Search the listing below for the word "index" and copy each line that holds it.

========================================

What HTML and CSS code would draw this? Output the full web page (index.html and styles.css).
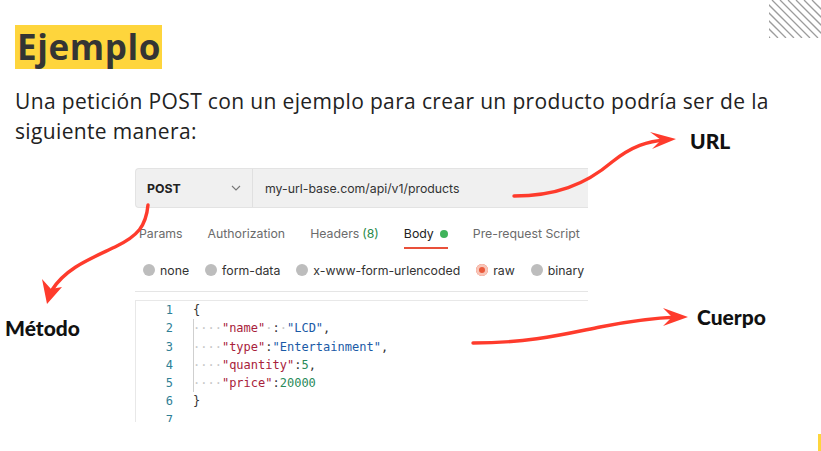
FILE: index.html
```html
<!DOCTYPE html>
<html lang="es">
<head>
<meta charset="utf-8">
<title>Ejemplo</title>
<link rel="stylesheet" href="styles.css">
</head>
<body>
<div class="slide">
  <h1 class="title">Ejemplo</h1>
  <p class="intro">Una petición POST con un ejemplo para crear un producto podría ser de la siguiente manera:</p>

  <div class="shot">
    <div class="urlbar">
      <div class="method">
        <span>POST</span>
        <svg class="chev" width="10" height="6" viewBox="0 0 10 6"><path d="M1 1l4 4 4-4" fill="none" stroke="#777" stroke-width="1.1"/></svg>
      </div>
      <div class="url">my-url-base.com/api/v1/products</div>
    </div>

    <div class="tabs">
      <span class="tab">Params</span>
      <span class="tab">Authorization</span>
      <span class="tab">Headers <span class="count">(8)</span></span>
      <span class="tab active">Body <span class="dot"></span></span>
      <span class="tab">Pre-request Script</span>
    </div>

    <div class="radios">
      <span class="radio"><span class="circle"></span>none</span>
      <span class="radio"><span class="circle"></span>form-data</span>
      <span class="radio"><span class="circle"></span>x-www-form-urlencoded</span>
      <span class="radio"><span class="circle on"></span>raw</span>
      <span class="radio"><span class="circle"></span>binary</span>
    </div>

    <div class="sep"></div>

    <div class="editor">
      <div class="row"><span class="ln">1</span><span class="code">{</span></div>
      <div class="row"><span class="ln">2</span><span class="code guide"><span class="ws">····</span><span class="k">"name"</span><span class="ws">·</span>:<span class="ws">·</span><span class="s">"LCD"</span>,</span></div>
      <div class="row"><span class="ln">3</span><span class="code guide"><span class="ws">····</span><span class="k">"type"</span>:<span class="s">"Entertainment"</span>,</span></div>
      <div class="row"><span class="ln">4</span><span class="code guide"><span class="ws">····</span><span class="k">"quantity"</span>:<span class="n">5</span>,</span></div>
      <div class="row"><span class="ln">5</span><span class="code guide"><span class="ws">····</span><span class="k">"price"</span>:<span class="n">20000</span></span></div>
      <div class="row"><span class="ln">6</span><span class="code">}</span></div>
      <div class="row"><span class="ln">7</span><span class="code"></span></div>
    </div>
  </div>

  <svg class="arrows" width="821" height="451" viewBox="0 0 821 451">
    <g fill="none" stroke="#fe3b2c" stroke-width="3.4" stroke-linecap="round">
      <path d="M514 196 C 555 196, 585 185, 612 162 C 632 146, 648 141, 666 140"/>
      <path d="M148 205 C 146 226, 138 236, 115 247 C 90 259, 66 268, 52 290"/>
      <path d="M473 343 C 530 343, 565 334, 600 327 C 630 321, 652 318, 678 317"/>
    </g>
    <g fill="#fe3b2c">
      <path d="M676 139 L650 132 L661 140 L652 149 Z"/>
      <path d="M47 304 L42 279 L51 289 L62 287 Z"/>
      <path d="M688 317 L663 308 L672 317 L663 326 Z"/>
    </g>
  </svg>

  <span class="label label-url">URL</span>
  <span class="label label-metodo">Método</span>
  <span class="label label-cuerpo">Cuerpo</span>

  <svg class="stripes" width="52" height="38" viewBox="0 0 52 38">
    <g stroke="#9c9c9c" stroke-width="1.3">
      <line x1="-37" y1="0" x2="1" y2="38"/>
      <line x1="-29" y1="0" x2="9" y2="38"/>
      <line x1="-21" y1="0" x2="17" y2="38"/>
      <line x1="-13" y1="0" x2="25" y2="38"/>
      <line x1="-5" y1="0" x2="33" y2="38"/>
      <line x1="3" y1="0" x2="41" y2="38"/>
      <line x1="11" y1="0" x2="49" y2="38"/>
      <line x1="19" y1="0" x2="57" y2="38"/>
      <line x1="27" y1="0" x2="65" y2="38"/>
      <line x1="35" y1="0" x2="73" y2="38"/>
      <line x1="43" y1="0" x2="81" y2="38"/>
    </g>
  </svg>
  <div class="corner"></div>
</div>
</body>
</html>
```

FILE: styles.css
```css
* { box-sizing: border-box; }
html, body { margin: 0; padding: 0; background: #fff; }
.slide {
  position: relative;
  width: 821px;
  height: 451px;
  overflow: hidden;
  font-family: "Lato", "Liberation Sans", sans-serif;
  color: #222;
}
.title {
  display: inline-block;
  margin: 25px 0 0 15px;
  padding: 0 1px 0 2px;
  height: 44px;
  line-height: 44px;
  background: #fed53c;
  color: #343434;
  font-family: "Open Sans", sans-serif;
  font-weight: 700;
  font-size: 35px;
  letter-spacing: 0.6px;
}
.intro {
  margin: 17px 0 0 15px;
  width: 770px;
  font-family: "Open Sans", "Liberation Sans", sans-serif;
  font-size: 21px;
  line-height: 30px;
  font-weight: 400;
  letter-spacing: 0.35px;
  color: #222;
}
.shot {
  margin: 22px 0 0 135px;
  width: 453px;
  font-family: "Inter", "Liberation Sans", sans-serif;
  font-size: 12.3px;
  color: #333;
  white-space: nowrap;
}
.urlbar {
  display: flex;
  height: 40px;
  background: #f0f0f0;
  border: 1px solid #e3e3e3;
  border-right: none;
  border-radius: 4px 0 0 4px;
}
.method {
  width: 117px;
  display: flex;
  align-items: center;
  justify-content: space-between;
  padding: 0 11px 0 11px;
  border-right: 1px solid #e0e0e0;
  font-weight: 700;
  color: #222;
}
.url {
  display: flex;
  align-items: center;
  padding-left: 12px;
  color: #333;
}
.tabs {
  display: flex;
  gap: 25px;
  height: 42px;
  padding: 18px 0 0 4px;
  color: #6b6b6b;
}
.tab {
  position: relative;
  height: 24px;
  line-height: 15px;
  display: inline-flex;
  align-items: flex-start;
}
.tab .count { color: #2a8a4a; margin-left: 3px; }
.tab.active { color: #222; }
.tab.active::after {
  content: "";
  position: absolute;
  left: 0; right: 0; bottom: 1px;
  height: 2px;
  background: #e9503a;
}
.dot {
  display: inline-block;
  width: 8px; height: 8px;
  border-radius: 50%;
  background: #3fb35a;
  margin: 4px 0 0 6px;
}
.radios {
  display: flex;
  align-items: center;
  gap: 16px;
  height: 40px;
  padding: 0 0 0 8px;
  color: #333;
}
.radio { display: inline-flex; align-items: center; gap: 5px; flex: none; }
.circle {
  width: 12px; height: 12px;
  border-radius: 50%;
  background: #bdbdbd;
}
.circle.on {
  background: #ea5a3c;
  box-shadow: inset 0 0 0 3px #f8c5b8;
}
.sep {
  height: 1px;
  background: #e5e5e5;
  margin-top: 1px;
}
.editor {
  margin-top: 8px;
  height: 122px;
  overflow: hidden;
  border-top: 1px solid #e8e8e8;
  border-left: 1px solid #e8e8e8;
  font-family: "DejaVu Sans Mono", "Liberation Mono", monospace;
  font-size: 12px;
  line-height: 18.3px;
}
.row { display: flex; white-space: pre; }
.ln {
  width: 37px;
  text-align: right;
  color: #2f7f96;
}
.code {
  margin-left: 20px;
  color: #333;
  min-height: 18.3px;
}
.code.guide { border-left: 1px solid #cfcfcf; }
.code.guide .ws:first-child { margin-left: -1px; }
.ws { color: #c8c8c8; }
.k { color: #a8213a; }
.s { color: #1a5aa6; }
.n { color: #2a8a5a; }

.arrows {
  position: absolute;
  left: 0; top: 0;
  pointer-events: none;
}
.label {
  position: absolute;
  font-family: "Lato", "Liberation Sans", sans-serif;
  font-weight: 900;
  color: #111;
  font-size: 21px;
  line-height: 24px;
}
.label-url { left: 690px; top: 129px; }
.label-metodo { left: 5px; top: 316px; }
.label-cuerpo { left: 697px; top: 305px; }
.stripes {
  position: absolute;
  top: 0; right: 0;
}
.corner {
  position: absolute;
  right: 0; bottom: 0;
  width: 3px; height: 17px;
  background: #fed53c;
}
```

========================================

## Task response:
What HTML and CSS code would draw this? Output the full web page (index.html and styles.css).
FILE: index.html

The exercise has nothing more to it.